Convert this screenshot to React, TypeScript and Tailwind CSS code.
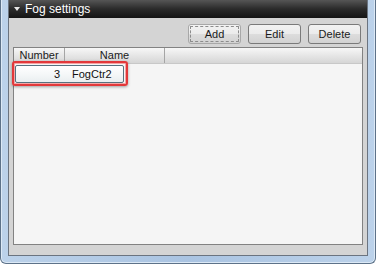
export default function App() {
  const font = { fontFamily: '"Liberation Sans", Arial, sans-serif' };
  return (
    <div className="w-[376px] h-[264px] bg-white" style={font}>
      <div className="w-[376px] h-[264px] rounded-b-[6px] border-x border-b border-[#5d7289] bg-[linear-gradient(90deg,#bcd2ea,#aac4e2_50%,#bcd2ea)] px-[7px] pb-[7px] flex shadow-[inset_1px_0_0_#dce9f6,inset_-1px_0_0_#dce9f6,inset_0_-1px_0_#dce9f6]">
        <div className="flex-1 flex flex-col border border-t-0 border-[#6b7480] bg-[#d4d4d4]">
          <div className="h-[18px] flex items-center bg-[linear-gradient(#555555,#2a2a2a_50%,#141414)] text-white">
            <svg width="6" height="4" viewBox="0 0 6 4" className="ml-[5px]">
              <polygon points="0,0 6,0 3,4" fill="#e8e8e8" />
            </svg>
            <span className="ml-[5px] text-[12px] leading-none">Fog settings</span>
          </div>
          <div className="flex-1 flex flex-col pt-[6px] pb-[10px]">
            <div className="flex justify-end gap-[7px] pr-[6px]">
              <button className="w-[53px] h-[20px] rounded-[3px] border border-[#a8a8a8] bg-[linear-gradient(#f2f2f2_0%,#ebebeb_50%,#dddddd_50%,#d2d2d2_100%)] text-[11px] text-[#1a1a1a] outline-1 outline-dashed outline-[#8c8c8c] outline-offset-[-3px]">
                Add
              </button>
              <button className="w-[53px] h-[20px] rounded-[3px] border border-[#7a7a7a] bg-[linear-gradient(#f2f2f2_0%,#ebebeb_50%,#dddddd_50%,#d2d2d2_100%)] text-[11px] text-[#1a1a1a]">
                Edit
              </button>
              <button className="w-[53px] h-[20px] rounded-[3px] border border-[#7a7a7a] bg-[linear-gradient(#f2f2f2_0%,#ebebeb_50%,#dddddd_50%,#d2d2d2_100%)] text-[11px] text-[#1a1a1a]">
                Delete
              </button>
            </div>
            <div className="relative flex-1 mt-[3px] mx-[4px] border border-[#828282] bg-[#f5f5f5] flex flex-col">
              <div className="h-[16px] flex bg-[linear-gradient(#f7f7f7,#e6e6e6_50%,#d6d6d6)] border-b border-[#c8c8c8] text-[11px] text-[#1a1a1a]">
                <div className="w-[51px] border-r border-[#a5a5a5] flex items-center justify-center leading-none">Number</div>
                <div className="w-[100px] border-r border-[#a5a5a5] flex items-center justify-center leading-none">Name</div>
                <div className="flex-1" />
              </div>
              <div className="ml-[1px] mt-[1px] w-[109px] h-[18px] flex items-center rounded-[2px] border border-[#56707e] bg-[linear-gradient(#ffffff,#f3f6f7_60%,#e9eef0)] text-[11px] text-[#111]">
                <div className="w-[44px] text-right leading-none">3</div>
                <div className="pl-[12px] leading-none">FogCtr2</div>
              </div>
              <div className="absolute left-[-2px] top-[13px] w-[116px] h-[25px] rounded-[3px] border-2 border-[#e2383a] shadow-[inset_0_0_0_1px_#f5a4a4,0_1px_3px_rgba(0,0,0,0.35)]" />
            </div>
          </div>
        </div>
      </div>
    </div>
  );
}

......

→ **INSTRUCTIONS FOR THE TASK**
Make an exact copy of the listing above. Do not include the pictures.

→ **REPLY TO THE TASK**
Convert this screenshot to React, TypeScript and Tailwind CSS code.
export default function App() {
  const font = { fontFamily: '"Liberation Sans", Arial, sans-serif' };
  return (
    <div className="w-[376px] h-[264px] bg-white" style={font}>
      <div className="w-[376px] h-[264px] rounded-b-[6px] border-x border-b border-[#5d7289] bg-[linear-gradient(90deg,#bcd2ea,#aac4e2_50%,#bcd2ea)] px-[7px] pb-[7px] flex shadow-[inset_1px_0_0_#dce9f6,inset_-1px_0_0_#dce9f6,inset_0_-1px_0_#dce9f6]">
        <div className="flex-1 flex flex-col border border-t-0 border-[#6b7480] bg-[#d4d4d4]">
          <div className="h-[18px] flex items-center bg-[linear-gradient(#555555,#2a2a2a_50%,#141414)] text-white">
            <svg width="6" height="4" viewBox="0 0 6 4" className="ml-[5px]">
              <polygon points="0,0 6,0 3,4" fill="#e8e8e8" />
            </svg>
            <span className="ml-[5px] text-[12px] leading-none">Fog settings</span>
          </div>
          <div className="flex-1 flex flex-col pt-[6px] pb-[10px]">
            <div className="flex justify-end gap-[7px] pr-[6px]">
              <button className="w-[53px] h-[20px] rounded-[3px] border border-[#a8a8a8] bg-[linear-gradient(#f2f2f2_0%,#ebebeb_50%,#dddddd_50%,#d2d2d2_100%)] text-[11px] text-[#1a1a1a] outline-1 outline-dashed outline-[#8c8c8c] outline-offset-[-3px]">
                Add
              </button>
              <button className="w-[53px] h-[20px] rounded-[3px] border border-[#7a7a7a] bg-[linear-gradient(#f2f2f2_0%,#ebebeb_50%,#dddddd_50%,#d2d2d2_100%)] text-[11px] text-[#1a1a1a]">
                Edit
              </button>
              <button className="w-[53px] h-[20px] rounded-[3px] border border-[#7a7a7a] bg-[linear-gradient(#f2f2f2_0%,#ebebeb_50%,#dddddd_50%,#d2d2d2_100%)] text-[11px] text-[#1a1a1a]">
                Delete
              </button>
            </div>
            <div className="relative flex-1 mt-[3px] mx-[4px] border border-[#828282] bg-[#f5f5f5] flex flex-col">
              <div className="h-[16px] flex bg-[linear-gradient(#f7f7f7,#e6e6e6_50%,#d6d6d6)] border-b border-[#c8c8c8] text-[11px] text-[#1a1a1a]">
                <div className="w-[51px] border-r border-[#a5a5a5] flex items-center justify-center leading-none">Number</div>
                <div className="w-[100px] border-r border-[#a5a5a5] flex items-center justify-center leading-none">Name</div>
                <div className="flex-1" />
              </div>
              <div className="ml-[1px] mt-[1px] w-[109px] h-[18px] flex items-center rounded-[2px] border border-[#56707e] bg-[linear-gradient(#ffffff,#f3f6f7_60%,#e9eef0)] text-[11px] text-[#111]">
                <div className="w-[44px] text-right leading-none">3</div>
                <div className="pl-[12px] leading-none">FogCtr2</div>
              </div>
              <div className="absolute left-[-2px] top-[13px] w-[116px] h-[25px] rounded-[3px] border-2 border-[#e2383a] shadow-[inset_0_0_0_1px_#f5a4a4,0_1px_3px_rgba(0,0,0,0.35)]" />
            </div>
          </div>
        </div>
      </div>
    </div>
  );
}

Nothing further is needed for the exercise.